──────── Dataset content ────────

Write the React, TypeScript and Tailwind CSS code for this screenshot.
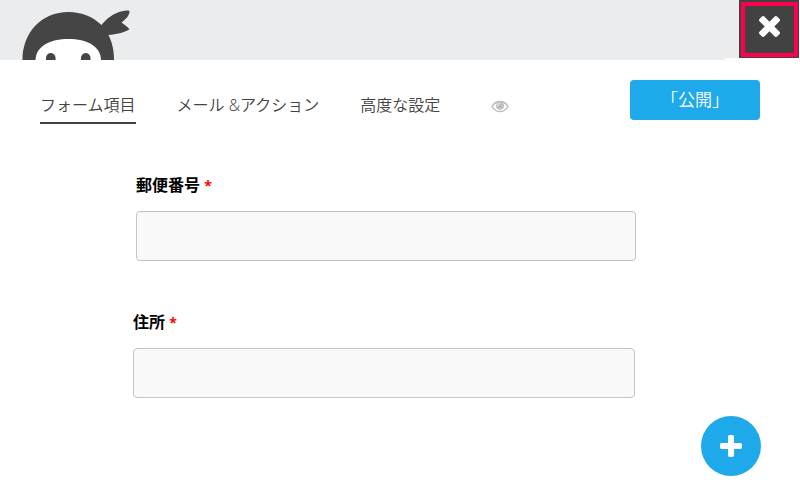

────────
──────── Dataset content ────────

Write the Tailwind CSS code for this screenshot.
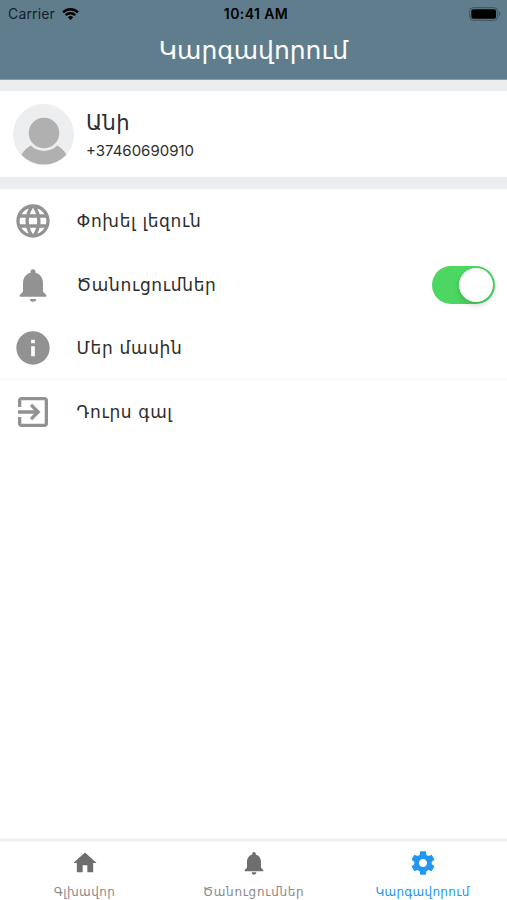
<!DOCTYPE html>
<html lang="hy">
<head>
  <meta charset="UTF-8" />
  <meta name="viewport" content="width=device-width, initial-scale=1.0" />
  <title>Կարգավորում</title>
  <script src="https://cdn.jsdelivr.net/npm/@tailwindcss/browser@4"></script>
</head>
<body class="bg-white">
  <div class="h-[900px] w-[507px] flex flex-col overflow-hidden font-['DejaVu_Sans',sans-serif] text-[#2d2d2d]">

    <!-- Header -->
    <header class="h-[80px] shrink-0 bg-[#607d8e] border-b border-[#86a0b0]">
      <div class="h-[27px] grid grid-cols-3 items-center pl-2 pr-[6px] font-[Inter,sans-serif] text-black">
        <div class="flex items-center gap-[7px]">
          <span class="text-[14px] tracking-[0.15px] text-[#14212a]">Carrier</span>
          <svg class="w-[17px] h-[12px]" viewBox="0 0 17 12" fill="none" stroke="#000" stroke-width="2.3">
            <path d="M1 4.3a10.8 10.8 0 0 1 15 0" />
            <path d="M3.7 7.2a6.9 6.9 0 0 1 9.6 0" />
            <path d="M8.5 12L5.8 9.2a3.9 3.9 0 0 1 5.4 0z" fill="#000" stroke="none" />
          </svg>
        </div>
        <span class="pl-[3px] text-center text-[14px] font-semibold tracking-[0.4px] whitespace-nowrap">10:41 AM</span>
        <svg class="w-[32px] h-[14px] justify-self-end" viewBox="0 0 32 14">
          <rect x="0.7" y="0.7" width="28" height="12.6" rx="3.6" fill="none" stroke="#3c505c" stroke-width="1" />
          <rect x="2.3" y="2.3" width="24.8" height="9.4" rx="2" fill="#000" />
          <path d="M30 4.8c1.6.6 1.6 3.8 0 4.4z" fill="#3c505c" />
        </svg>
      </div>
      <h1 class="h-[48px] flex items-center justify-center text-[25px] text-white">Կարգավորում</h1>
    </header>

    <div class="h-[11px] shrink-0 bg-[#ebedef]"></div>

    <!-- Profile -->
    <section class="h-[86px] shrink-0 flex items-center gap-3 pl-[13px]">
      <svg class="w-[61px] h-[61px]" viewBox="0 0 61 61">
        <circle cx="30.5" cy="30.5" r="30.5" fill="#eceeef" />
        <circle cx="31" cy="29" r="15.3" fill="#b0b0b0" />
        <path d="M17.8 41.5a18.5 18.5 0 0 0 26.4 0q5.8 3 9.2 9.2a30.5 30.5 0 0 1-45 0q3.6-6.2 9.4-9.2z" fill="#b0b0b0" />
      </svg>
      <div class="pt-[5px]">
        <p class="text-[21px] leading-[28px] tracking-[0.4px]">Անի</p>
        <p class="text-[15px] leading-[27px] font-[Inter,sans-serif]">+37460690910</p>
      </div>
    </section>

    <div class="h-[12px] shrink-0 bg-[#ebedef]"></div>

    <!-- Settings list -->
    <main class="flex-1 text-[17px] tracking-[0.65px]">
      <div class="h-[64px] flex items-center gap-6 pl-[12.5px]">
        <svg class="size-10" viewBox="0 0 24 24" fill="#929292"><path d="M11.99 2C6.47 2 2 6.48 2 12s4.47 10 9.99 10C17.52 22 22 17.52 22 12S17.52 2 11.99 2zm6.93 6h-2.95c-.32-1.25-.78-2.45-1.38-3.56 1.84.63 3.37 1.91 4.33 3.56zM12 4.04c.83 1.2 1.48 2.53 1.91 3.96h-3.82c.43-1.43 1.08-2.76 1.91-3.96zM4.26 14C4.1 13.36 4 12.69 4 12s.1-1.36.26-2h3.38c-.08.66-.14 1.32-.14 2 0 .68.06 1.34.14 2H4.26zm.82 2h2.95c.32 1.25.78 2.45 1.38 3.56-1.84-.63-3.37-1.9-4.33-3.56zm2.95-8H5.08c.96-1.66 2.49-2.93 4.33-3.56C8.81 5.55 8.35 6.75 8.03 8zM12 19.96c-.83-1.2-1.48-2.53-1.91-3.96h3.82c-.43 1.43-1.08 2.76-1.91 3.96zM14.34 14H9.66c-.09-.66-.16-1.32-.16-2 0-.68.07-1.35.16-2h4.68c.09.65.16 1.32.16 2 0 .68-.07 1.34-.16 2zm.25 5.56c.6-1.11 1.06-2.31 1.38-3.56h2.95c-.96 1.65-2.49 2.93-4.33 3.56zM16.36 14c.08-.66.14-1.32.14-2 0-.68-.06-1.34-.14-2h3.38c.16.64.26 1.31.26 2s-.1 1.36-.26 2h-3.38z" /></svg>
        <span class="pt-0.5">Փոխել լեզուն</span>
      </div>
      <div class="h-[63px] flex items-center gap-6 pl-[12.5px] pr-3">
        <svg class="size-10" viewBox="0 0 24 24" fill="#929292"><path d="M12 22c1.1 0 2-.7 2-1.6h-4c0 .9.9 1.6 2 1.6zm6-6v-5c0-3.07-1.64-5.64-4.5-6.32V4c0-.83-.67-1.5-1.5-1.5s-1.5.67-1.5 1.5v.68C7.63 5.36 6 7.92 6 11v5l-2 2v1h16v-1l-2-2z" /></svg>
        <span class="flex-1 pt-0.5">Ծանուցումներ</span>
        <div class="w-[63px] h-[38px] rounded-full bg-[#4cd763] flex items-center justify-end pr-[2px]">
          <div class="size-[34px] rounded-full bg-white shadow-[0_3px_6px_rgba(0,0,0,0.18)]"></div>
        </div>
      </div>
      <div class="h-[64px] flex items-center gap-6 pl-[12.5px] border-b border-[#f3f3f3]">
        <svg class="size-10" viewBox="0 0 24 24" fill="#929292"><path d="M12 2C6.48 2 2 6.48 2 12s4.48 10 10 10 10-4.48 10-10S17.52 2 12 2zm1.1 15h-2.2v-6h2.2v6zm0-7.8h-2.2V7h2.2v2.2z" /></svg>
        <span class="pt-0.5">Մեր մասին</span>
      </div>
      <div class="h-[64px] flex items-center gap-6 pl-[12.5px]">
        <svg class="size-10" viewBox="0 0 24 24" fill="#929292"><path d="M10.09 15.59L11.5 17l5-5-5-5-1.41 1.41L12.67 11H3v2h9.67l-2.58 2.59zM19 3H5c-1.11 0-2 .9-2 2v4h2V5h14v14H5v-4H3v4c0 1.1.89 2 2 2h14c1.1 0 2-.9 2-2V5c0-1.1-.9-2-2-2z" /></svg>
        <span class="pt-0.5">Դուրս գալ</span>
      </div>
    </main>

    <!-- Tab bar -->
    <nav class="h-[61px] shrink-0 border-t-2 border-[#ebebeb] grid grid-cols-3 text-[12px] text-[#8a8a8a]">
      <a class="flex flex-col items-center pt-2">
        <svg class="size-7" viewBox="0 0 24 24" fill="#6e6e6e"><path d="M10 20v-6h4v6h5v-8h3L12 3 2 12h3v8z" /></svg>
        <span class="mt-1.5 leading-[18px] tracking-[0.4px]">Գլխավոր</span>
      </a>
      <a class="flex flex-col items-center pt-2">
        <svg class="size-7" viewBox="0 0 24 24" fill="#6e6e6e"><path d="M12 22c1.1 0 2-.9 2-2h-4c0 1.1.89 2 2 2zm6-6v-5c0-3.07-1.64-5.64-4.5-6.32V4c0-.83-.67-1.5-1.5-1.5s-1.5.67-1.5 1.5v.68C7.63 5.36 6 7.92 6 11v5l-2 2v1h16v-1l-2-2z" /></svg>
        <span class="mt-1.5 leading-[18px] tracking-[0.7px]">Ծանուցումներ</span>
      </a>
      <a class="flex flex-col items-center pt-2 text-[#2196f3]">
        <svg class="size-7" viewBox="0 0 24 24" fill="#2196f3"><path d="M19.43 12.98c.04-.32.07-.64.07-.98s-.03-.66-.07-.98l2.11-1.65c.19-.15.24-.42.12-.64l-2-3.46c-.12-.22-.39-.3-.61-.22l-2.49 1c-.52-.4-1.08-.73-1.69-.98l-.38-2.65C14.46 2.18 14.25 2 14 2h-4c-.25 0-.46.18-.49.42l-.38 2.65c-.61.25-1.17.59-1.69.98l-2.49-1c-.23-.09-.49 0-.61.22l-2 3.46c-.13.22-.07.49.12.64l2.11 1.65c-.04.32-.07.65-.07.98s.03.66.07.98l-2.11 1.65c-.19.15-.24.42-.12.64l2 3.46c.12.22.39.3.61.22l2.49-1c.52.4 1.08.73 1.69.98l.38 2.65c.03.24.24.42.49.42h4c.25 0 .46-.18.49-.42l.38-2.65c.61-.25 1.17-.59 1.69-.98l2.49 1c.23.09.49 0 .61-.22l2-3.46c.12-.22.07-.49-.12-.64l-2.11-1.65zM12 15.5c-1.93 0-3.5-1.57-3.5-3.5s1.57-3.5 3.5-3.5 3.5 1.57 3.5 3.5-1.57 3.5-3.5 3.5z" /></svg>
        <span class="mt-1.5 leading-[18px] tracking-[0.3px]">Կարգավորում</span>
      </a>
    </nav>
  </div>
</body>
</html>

────────

→ **Instructions for the task**:
Up in the listing, locate the line with "Write the Tailwind"; print it and every line after it down to the line with "w-[507px] flex flex-col", which is included too. Skip the pictures.

→ **Response**:
Write the Tailwind CSS code for this screenshot.
<!DOCTYPE html>
<html lang="hy">
<head>
  <meta charset="UTF-8" />
  <meta name="viewport" content="width=device-width, initial-scale=1.0" />
  <title>Կարգավորում</title>
  <script src="https://cdn.jsdelivr.net/npm/@tailwindcss/browser@4"></script>
</head>
<body class="bg-white">
  <div class="h-[900px] w-[507px] flex flex-col overflow-hidden font-['DejaVu_Sans',sans-serif] text-[#2d2d2d]">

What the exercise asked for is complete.